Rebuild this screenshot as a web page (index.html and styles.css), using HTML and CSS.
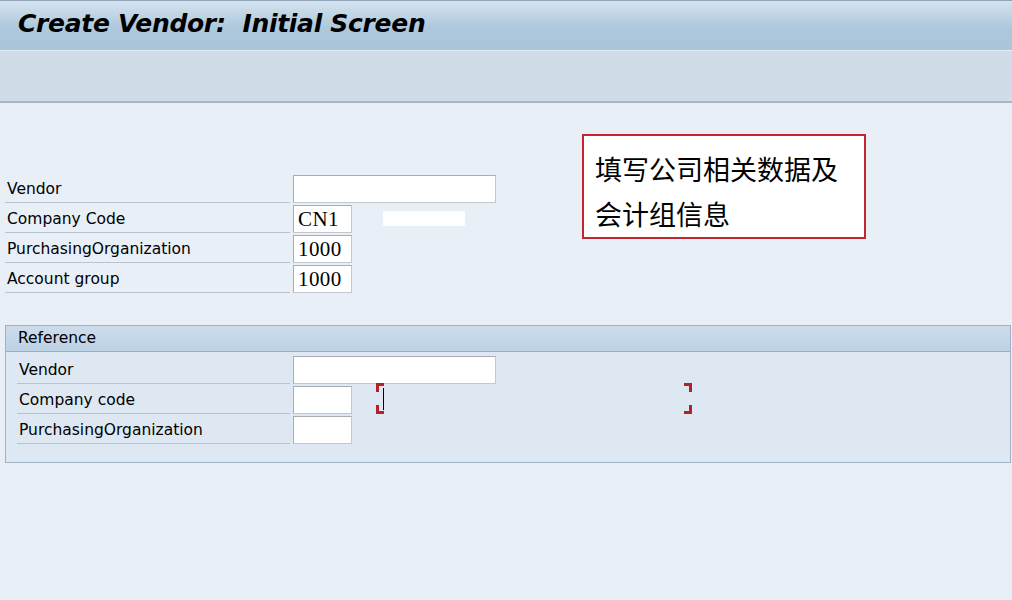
FILE: index.html
```html
<!DOCTYPE html>
<html>
  <head>
    <title>Create Vendor: Initial Screen</title>
    <link rel="stylesheet" href="styles.css">
  </head>
  <body>
    <div class="title-bar">
      <h1>Create Vendor:&nbsp; Initial Screen</h1>
    </div>
    <div class="toolbar"></div>

    <div class="screen">
      <div class="field-block">
        <div class="row">
          <label>Vendor</label>
          <div class="input wide"></div>
        </div>
        <div class="row">
          <label>Company Code</label>
          <div class="input short">CN1</div>
          <div class="desc"></div>
        </div>
        <div class="row">
          <label>PurchasingOrganization</label>
          <div class="input short">1000</div>
        </div>
        <div class="row">
          <label>Account group</label>
          <div class="input short">1000</div>
        </div>
      </div>

      <div class="group">
        <div class="group-title">Reference</div>
        <div class="group-body">
          <div class="row">
            <label>Vendor</label>
            <div class="input wide"></div>
          </div>
          <div class="row">
            <label>Company code</label>
            <div class="input short"></div>
            <div class="focus-frame">
              <span class="corner tl"></span>
              <span class="corner tr"></span>
              <span class="corner bl"></span>
              <span class="corner br"></span>
              <span class="caret"></span>
            </div>
          </div>
          <div class="row">
            <label>PurchasingOrganization</label>
            <div class="input short"></div>
          </div>
        </div>
      </div>

      <div class="callout">填写公司相关数据及<br>会计组信息</div>
    </div>
  </body>
</html>
```

FILE: styles.css
```css
html, body {
  margin: 0;
  padding: 0;
}

body {
  width: 1012px;
  height: 600px;
  overflow: hidden;
  background: #e9eff7;
  font-family: "DejaVu Sans", Tahoma, sans-serif;
  color: #000;
}

.title-bar {
  height: 50px;
  border-top: 1px solid #8fa4b8;
  border-bottom: 1px solid #b4c4d2;
  background: linear-gradient(#d6e3ef, #aec8dc 55%, #aac5da);
  box-sizing: border-box;
  padding-left: 18px;
}

.title-bar h1 {
  margin: 0;
  font-family: "DejaVu Sans", Tahoma, sans-serif;
  font-size: 25px;
  font-style: italic;
  font-weight: bold;
  line-height: 46px;
  letter-spacing: -0.3px;
}

.toolbar {
  height: 50px;
  border-top: 1px solid #e4ecf3;
  border-bottom: 2px solid #a9b8c6;
  background: #d0dde8;
}

.screen {
  position: relative;
  padding: 71px 0 0 5px;
}

.row {
  display: flex;
  align-items: flex-start;
  height: 30px;
}

.row label {
  width: 285px;
  height: 29px;
  box-sizing: border-box;
  padding-left: 2px;
  border-bottom: 1px solid #b9c3cd;
  font-size: 15.5px;
  line-height: 30px;
}

.input {
  margin: 1px 0 0 3px;
  height: 28px;
  box-sizing: border-box;
  background: #fff;
  border: 1px solid #c2c8ce;
  border-top-color: #a7adb3;
  border-left-color: #a7adb3;
  font-family: "Liberation Serif", "Times New Roman", serif;
  font-size: 21px;
  line-height: 26px;
  padding-left: 4px;
  letter-spacing: 0.4px;
}

.input.wide {
  width: 203px;
}

.input.short {
  width: 59px;
}

.desc {
  width: 82px;
  height: 15px;
  margin: 7px 0 0 31px;
  background: #fdfeff;
}

.group {
  margin-top: 31px;
  width: 1006px;
  border: 1px solid #9fb2c5;
  box-sizing: border-box;
  background: #dee8f3;
}

.group-title {
  height: 25px;
  border-bottom: 1px solid #98adc2;
  background: linear-gradient(#cddcec, #bdd2e5);
  padding-left: 12px;
  font-size: 15.5px;
  line-height: 24px;
}

.group-body {
  padding: 3px 0 17px 11px;
}

.group-body .row label {
  width: 273px;
}

.focus-frame {
  position: relative;
  width: 316px;
  height: 31px;
  margin: -2px 0 0 24px;
}

.corner {
  position: absolute;
  width: 5px;
  height: 6px;
  border: 0 solid #b3222a;
}

.corner.tl {
  left: 0;
  top: 0;
  border-top-width: 3px;
  border-left-width: 3px;
}

.corner.tr {
  right: 0;
  top: 0;
  border-top-width: 3px;
  border-right-width: 3px;
}

.corner.bl {
  left: 0;
  bottom: 0;
  border-bottom-width: 3px;
  border-left-width: 3px;
}

.corner.br {
  right: 0;
  bottom: 0;
  border-bottom-width: 3px;
  border-right-width: 3px;
}

.caret {
  position: absolute;
  left: 7px;
  top: 5px;
  width: 1px;
  height: 22px;
  background: #000;
}

.callout {
  position: absolute;
  left: 582px;
  top: 31px;
  width: 284px;
  height: 105px;
  box-sizing: border-box;
  border: 2px solid #c1272f;
  background: #fff;
  padding: 10px 0 0 11px;
  font-family: "Noto Sans CJK SC", sans-serif;
  font-size: 27px;
  line-height: 45px;
}
```
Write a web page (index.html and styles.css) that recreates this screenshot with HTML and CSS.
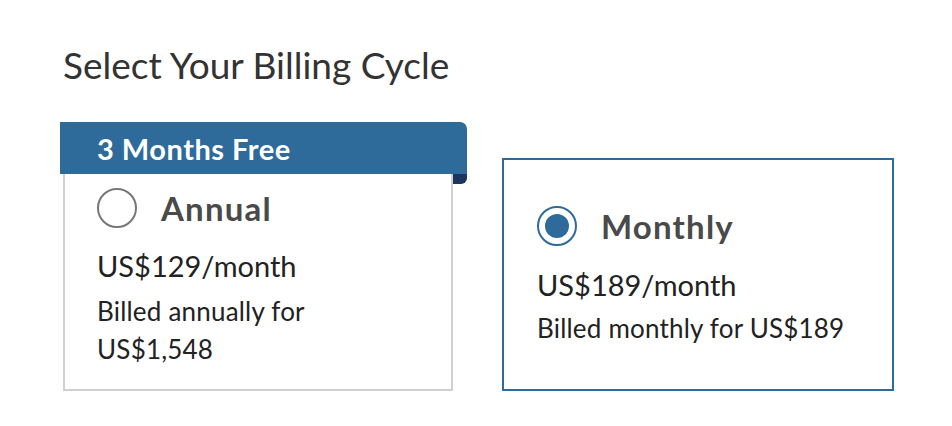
FILE: index.html
```html
<!DOCTYPE html>
<html lang="en">
<head>
    <meta charset="UTF-8">
    <title>Select Your Billing Cycle</title>
    <link rel="stylesheet" href="styles.css">
</head>
<body>

<main class="billing">
    <h1 class="billing-title">Select Your Billing Cycle</h1>

    <div class="plans">
        <div class="plan-wrap">
            <div class="plan-badge">3 Months Free</div>
            <label class="plan plan-annual">
                <div class="plan-head">
                    <span class="radio"></span>
                    <span class="plan-name">Annual</span>
                </div>
                <div class="plan-price">US$129/month</div>
                <div class="plan-note">Billed annually for<br>US$1,548</div>
            </label>
        </div>

        <label class="plan plan-monthly selected">
            <div class="plan-head">
                <span class="radio"></span>
                <span class="plan-name">Monthly</span>
            </div>
            <div class="plan-price">US$189/month</div>
            <div class="plan-note">Billed monthly for US$189</div>
        </label>
    </div>
</main>

</body>
</html>
```

FILE: styles.css
```css
body {
    margin: 0;
    background-color: #fff;
    font-family: Lato, "Liberation Sans", sans-serif;
    color: #222;
}
.billing {
    padding: 41px 0 0 60px;
}
.billing-title {
    margin: 0 0 33px 3px;
    font-size: 37px;
    line-height: 48px;
    font-weight: 400;
    color: #333;
}
.plans {
    display: flex;
    align-items: flex-end;
    gap: 35px;
}
.plan-wrap {
    width: 407px;
}
.plan-badge {
    position: relative;
    height: 52px;
    padding: 2px 0 0 37px;
    box-sizing: border-box;
    line-height: 50px;
    font-size: 29px;
    font-weight: 700;
    letter-spacing: 0.5px;
    color: #fff;
    background-color: #2e6b9a;
    border-top-right-radius: 7px;
}
/* the folded ribbon edge under the badge */
.plan-badge::after {
    content: "";
    position: absolute;
    right: 0;
    top: 100%;
    width: 14px;
    height: 10px;
    background-color: #1b355e;
    border-bottom-right-radius: 6px;
}
.plan {
    display: block;
    box-sizing: border-box;
    width: 390px;
    border: 2px solid #d0d0d0;
    background-color: #fff;
    cursor: pointer;
}
.plan-annual {
    margin-left: 3px;
    border-top: none;
    padding: 14px 32px 21px 32px;
}
.plan-monthly {
    width: 392px;
    padding: 46px 33px 42px 33px;
}
.plan.selected {
    border-color: #2e6b9a;
}
.plan-head {
    display: flex;
    align-items: center;
    gap: 24px;
    height: 40px;
}
.radio {
    width: 40px;
    height: 40px;
    box-sizing: border-box;
    border: 2px solid #777;
    border-radius: 50%;
    display: flex;
    align-items: center;
    justify-content: center;
    flex-shrink: 0;
}
.selected .radio {
    border-color: #2e6b9a;
}
.selected .radio::before {
    content: "";
    width: 24px;
    height: 24px;
    border-radius: 50%;
    background-color: #2e6b9a;
}
.plan-name {
    font-size: 33px;
    font-weight: 700;
    letter-spacing: 1.2px;
    color: #4a4a4a;
    line-height: 40px;
}
.plan-price {
    margin-top: 20px;
    font-size: 29px;
    line-height: 36px;
}
.plan-note {
    margin-top: 8px;
    font-size: 26px;
    letter-spacing: 0.2px;
    line-height: 38px;
}
.plan-monthly .plan-price {
    margin-top: 21px;
}
.plan-monthly .plan-note {
    margin-top: 6px;
}
```
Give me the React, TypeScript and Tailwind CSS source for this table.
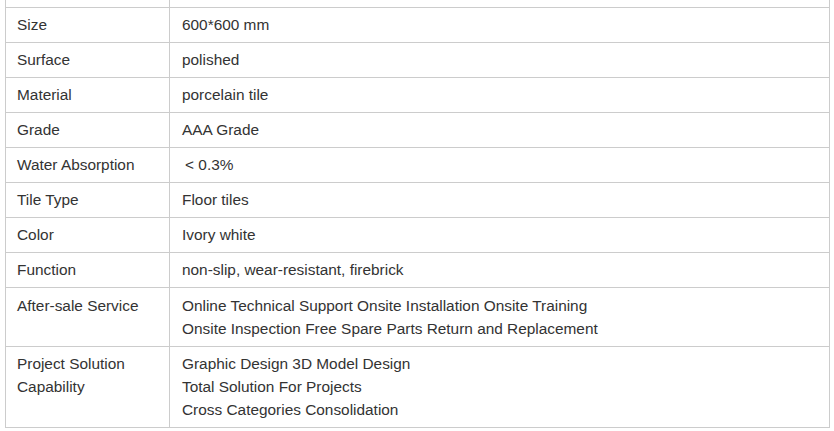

■ **TASK DETAILS**: Which lines include "this"? Copy each of them out.

■ **TASK SOLUTION**:
Rebuild this screenshot as a web page (index.html and styles.css), using HTML and CSS.
Write a web page (index.html and styles.css) that recreates this screenshot with HTML and CSS.
Give me the React, TypeScript and Tailwind CSS source for this table.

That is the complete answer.